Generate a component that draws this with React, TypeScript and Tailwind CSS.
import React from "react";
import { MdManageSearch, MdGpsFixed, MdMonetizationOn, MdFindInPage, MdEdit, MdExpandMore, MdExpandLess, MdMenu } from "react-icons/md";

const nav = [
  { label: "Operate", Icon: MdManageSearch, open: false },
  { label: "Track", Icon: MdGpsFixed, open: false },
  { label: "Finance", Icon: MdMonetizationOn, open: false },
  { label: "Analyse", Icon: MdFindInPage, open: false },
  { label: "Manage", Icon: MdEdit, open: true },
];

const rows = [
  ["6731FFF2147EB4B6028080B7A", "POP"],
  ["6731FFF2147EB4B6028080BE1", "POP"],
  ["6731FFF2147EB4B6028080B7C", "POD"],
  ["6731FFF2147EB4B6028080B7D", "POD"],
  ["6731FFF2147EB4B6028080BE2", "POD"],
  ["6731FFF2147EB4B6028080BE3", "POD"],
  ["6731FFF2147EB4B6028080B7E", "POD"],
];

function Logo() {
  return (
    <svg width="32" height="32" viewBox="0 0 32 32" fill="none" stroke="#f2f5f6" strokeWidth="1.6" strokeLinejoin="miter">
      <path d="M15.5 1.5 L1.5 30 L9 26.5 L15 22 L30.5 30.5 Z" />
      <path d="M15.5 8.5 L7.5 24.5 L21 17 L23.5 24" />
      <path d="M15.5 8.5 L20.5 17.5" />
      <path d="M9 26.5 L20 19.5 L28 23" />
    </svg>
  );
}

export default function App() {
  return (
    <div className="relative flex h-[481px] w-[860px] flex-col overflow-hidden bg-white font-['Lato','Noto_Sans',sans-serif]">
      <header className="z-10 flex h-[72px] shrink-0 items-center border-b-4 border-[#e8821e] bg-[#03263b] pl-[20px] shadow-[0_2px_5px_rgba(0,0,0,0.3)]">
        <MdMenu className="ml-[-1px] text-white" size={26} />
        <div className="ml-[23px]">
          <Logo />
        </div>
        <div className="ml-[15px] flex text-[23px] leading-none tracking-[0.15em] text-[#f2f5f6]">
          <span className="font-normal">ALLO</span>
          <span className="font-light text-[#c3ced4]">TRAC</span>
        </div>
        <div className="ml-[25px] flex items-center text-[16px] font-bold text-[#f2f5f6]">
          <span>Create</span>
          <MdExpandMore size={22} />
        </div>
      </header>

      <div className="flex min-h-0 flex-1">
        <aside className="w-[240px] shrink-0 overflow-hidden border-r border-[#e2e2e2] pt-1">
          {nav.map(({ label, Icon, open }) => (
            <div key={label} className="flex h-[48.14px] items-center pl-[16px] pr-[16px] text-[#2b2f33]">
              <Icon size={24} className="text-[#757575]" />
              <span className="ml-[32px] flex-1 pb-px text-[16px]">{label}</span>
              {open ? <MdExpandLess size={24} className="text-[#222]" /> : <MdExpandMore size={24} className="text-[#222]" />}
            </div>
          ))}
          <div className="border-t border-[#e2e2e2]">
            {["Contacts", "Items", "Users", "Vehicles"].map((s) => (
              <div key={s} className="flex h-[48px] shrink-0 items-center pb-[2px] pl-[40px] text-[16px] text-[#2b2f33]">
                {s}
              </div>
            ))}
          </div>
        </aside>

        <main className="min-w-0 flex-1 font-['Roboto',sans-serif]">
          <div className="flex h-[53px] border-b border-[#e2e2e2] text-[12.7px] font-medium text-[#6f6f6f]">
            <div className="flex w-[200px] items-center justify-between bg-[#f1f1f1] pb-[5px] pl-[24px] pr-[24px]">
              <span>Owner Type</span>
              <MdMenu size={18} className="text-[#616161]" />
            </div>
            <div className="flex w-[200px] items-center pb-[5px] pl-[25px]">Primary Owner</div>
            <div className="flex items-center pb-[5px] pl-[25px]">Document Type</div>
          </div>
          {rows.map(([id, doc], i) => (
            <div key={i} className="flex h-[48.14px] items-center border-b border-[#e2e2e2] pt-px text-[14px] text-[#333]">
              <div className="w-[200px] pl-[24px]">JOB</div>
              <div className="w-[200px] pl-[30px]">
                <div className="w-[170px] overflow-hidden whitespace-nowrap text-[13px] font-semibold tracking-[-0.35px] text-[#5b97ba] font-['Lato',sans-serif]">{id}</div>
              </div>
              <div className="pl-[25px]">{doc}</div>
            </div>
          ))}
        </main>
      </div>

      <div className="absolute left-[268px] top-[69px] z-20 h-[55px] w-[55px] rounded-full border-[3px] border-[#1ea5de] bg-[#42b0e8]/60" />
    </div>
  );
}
········
• OBJECTIVE
Please write out exactly the lines from the start of the data through the line that contains "MdExpandMore, MdExpandLess, MdMenu", both ends included, and nothing else.

• RIGHT ANSWER
Generate a component that draws this with React, TypeScript and Tailwind CSS.
import React from "react";
import { MdManageSearch, MdGpsFixed, MdMonetizationOn, MdFindInPage, MdEdit, MdExpandMore, MdExpandLess, MdMenu } from "react-icons/md";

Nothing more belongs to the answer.